SHORT EXERCISE:
Filter the records below for the word "this". Copy each line that holds it.

DATASET ROWS:
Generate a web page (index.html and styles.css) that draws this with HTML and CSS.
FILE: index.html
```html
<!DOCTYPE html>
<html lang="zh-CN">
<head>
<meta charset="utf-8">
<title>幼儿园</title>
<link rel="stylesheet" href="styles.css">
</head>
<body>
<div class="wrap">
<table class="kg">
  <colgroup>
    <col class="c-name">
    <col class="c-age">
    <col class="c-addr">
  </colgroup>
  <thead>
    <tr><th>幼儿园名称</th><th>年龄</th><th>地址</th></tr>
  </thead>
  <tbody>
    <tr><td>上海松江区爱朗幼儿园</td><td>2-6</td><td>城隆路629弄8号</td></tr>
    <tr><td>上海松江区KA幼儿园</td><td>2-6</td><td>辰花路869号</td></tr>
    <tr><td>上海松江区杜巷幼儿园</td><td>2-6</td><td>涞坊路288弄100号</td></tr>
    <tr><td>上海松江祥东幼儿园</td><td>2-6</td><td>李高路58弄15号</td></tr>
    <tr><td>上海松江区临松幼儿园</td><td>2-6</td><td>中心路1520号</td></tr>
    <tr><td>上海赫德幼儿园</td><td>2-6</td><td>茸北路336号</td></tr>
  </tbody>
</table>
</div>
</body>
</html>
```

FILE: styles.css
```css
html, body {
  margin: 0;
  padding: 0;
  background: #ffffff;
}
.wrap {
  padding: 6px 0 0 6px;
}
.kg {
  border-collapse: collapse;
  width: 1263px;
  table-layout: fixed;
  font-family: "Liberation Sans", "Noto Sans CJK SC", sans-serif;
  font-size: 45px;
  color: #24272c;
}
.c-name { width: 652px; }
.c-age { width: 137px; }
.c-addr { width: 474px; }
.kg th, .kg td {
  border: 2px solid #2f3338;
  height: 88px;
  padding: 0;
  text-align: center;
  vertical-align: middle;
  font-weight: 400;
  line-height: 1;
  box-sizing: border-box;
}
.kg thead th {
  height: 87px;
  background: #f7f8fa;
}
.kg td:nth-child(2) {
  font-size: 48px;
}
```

==

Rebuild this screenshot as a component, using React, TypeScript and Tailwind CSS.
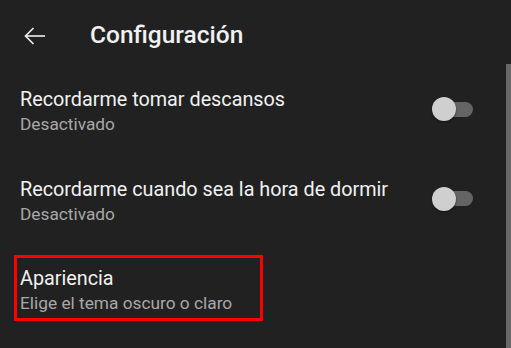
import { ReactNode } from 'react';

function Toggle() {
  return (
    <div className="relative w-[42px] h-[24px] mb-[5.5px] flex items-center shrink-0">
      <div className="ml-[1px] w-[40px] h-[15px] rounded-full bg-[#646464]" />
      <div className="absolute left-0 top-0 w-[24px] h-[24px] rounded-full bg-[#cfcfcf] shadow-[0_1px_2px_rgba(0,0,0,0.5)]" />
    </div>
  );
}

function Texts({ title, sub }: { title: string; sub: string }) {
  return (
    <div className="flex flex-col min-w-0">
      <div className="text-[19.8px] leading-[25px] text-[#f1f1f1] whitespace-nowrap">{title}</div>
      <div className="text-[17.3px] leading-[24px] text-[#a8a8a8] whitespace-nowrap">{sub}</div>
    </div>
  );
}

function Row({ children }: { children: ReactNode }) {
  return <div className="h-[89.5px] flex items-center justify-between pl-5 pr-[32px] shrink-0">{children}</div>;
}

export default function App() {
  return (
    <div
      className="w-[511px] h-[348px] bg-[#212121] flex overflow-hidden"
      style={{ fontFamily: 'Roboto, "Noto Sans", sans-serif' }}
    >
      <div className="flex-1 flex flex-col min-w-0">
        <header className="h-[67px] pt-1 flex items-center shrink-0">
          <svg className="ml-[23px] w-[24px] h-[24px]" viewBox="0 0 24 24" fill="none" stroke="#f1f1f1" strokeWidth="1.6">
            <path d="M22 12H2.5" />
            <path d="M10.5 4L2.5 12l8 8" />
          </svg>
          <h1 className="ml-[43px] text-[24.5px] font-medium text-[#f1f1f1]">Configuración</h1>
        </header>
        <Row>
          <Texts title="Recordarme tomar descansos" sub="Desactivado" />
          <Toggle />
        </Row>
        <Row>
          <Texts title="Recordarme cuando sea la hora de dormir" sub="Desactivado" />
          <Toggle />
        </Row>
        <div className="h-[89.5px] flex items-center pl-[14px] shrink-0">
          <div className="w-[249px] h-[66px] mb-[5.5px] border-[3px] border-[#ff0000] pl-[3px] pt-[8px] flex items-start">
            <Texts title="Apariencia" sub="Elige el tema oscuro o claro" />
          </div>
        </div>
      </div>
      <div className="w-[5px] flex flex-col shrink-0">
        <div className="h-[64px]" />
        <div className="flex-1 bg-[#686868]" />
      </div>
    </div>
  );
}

WRITTEN RESPONSE:
Generate a web page (index.html and styles.css) that draws this with HTML and CSS.
Rebuild this screenshot as a component, using React, TypeScript and Tailwind CSS.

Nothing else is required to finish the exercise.